# Basic Data Manipulation

* Once your data has been loaded as a Dataframe, you can start using Pandas various functions to quickly explore your data 

In [None]:
# load pandas
import pandas as pd

# load data
center_attendance_pandas = pd.read_csv("community-center-attendance.csv", 
                                       index_col="_id") # use the column named _id as the row index

### Helpful functions for exploring Dataframes and Series

* Looking at parts of the Dataframe
* `<dataframe>.head(n)` - look at the first n rows of the dataframe
* `<dataframe>.tail(n)` - look at the last n rows of the dataframe
* `<dataframe>.sample(n)` - randomly select n rows from the dataframe

In [None]:
# Look at the first 10 rows
center_attendance_pandas.head(10)

In [None]:
# Look at the last 5 rows
center_attendance_pandas.tail()

In [None]:
# Grab 5 random rows
center_attendance_pandas.sample(5)

* How many rows and columns?
* `<dataframe>.shape` - return the rows and columns as a python data structure (not a function!)
* `<dataframe>.info()` - Display the datatypes of the index and columns as well as memory usage
* `<dataframe>.describe()` - Compute summary statistics for numerical columns

In [None]:
# How many rows and columns
center_attendance_pandas.shape

In [None]:
# Inspect the datatypes
center_attendance_pandas.info()

* The output above shows us a lot of implementation details about our dataframe
* Data types, number of rows and columns, and the datatype of the column
* Also shows us memory usage, which is useful because memory is a limited resource

* We can also start doing some computations on the data

In [None]:
# Compute summary statistics on the numerical columns
center_attendance_pandas.describe()

* The `describe()` function will automatically compute summary statistics for numerical columns and ignore categorical columns

### Counting Numerical Data

* We can use traditional Python functions to get information about our Dataframe.
* The `len()` function tells us the length of the sequence 

In [None]:
# use a standard python function to get the length of the sequence
len(center_attendance_pandas)

* So this tells us our dataset has 18,367 rows.
* But this is just information about the dataset itself, it doesn't tell us how many people visited community centers
* How many people visited all the community centers for all time (in the dataset)?
* First let's answer this using pure python

In [None]:
# Load up the CSV module and center attendance in python data structures
import csv

with open('community-center-attendance.csv') as f:
    center_attendance_python = [row for row in csv.reader(f)]

# look at the first ten rows of the data loaded in python
center_attendance_python[0:10]

In [None]:
# create a variable to hold the total attendance
total_attendance = 0

# loop over the data that was loaded using pure python
for row in center_attendance_python[1:]: # skip the header row using a list slice
    # add the row count to the total
    row_attendance = row[3]
    total_attendance = total_attendance + row_attendance

print(total_attendance)

* oh shoot!
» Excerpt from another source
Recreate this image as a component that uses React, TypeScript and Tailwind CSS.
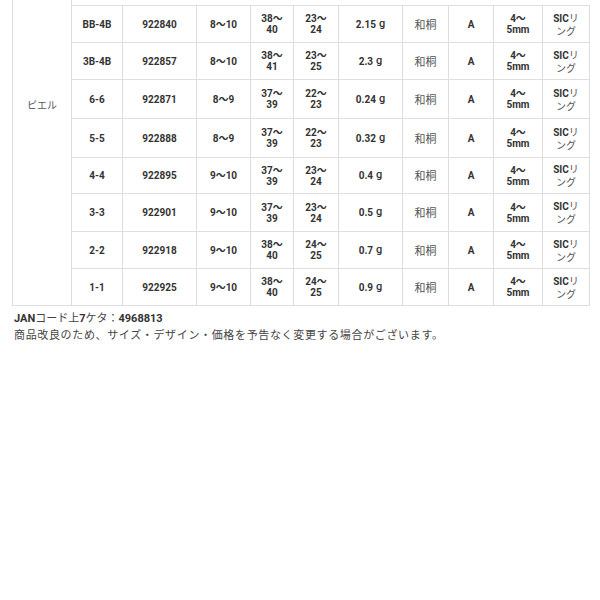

The csv module always opens everything as a string
* We need to add some type coercion

In [None]:
# create a variable to hold the total attendance
total_attendance = 0

# loop over the data that was loaded using pure python
for row in center_attendance_python[1:]: # skip the header row using a list slice
    # add the row count to the total, convert string to int
    row_attendance = int(row[3])
    total_attendance = total_attendance + row_attendance

print(total_attendance)

* Now here is how we do the exact same thing with Pandas 😄
* This code selects the `attendance_count` column and then computes the sum of all the values.

In [None]:
# compute the total attendance with the pandas sum function
center_attendance_pandas['attendance_count'].sum()

### Summary Statistics

* We can also look at the summary statistics individually
* `<dataframe>[<column name>].mean()` - calculate the mean value for the column values
* `<dataframe>[<column name>].std()` - calculate the standard deviation for the column values
* `<dataframe>[<column name>].var()` - calculate the variance value for the column values
* `<dataframe>[<column name>].median()` - calculate the median value for the column values
* `<dataframe>[<column name>].min()` - calculate the minimum value for the column values

In [None]:
# mean attendance per day at all community centers
center_attendance_pandas['attendance_count'].mean()

In [None]:
# standard deviation
center_attendance_pandas['attendance_count'].std()

In [None]:
# variance
center_attendance_pandas['attendance_count'].var()

In [None]:
# median attendance per day at all community centers
center_attendance_pandas['attendance_count'].median()

In [None]:
# minimum attendance at community centers
center_attendance_pandas['attendance_count'].min()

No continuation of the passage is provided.